James Frey's Introduction to "Reality Matters"
Choire Sicha: I have just received in the mail the galley of an anthology, released today, about reality television, which is called “Reality Matters” and which has a foreword by James Frey.
Tom Scocca: You have never.
Choire: I have so! (And Will Leitch and others are reading from it tonight in New York!)
Tom: What have you learned from it? What does James Frey have to say about reality television?
Choire: ARE YOU GOING TO MAKE ME OPEN THIS?
Tom: Well, I can’t open it!
Choire: I have reservations with discussing James Frey at all, due to discussions about him getting extremely distorted and misunderstood. But, since this book is here…
Choire: His introduction is actually pretty lively and funny?
Choire: And then he writes:
Choire:
I learned the great secret of reality television, and of writing, and of every other form of narrative self-documentation and narrative storytelling: that it’s all fake, every second of it, every minute of it, every page of it, every episode of it.

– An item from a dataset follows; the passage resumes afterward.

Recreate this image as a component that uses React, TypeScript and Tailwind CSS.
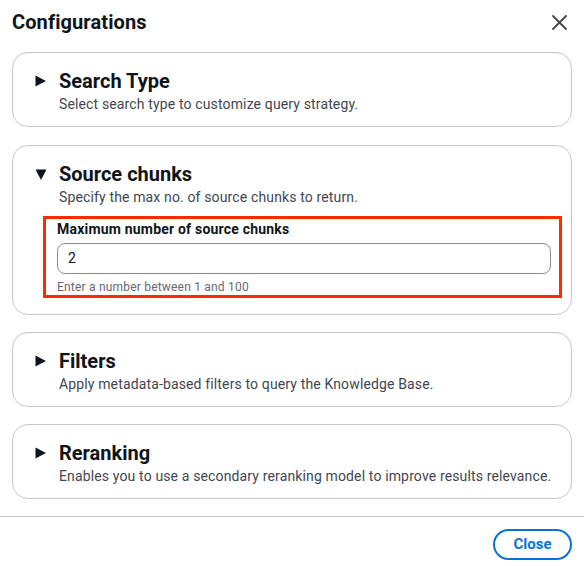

It’s all fucking fake. Manipulated and embellished and edited. Fake so that it can be real. Structured and polished. Fake so that we can consume it and connect to it and identify with it and enjoy it. Made to entertain. We call it the real world, but it’s not. It’s all fucking fake.
Choire: He goes on a bit.
Choire: “And to me, at least, it doesn’t matter. I don’t care. Actually quite the opposite. I revel in reality’s fakeness.”
Choire: This bit is prefaced by his realization that when he started writing about his life, he realized “it wasn’t enough to just document it or portray it in some objective way.”
Tom: So now we are all living in James Frey’s world.
Choire: Well, he is, I guess?
Choire: I’m not.
Choire: I sort of don’t begrudge him this viewpoint?
Choire: It seems rational even? And he’s welcome to this belief!
Choire: And to this practice.
Choire: It’s not for me. And I don’t think he should universalize it, but that’s fine.
Tom: It is a bit of a funny stance for a fellow to arrive at after tattooing “FTBSITTTD” on his arm, though.
Tom: I guess he can just enclose the D and make it an B? “Feel the Bull-Shit, It’s Time to Throw Bullshit”?
Choire: I can see why all sorts of people give up on reality.
Choire: The influence of fake reality IS pervasive, and if the stuff in this anthology gets to that, great.
Choire: And actually maybe Frey is the right person to introduce this!
Tom: Sometimes stunt-casting works.
Choire: Sometimes you’re actually the expert in a field.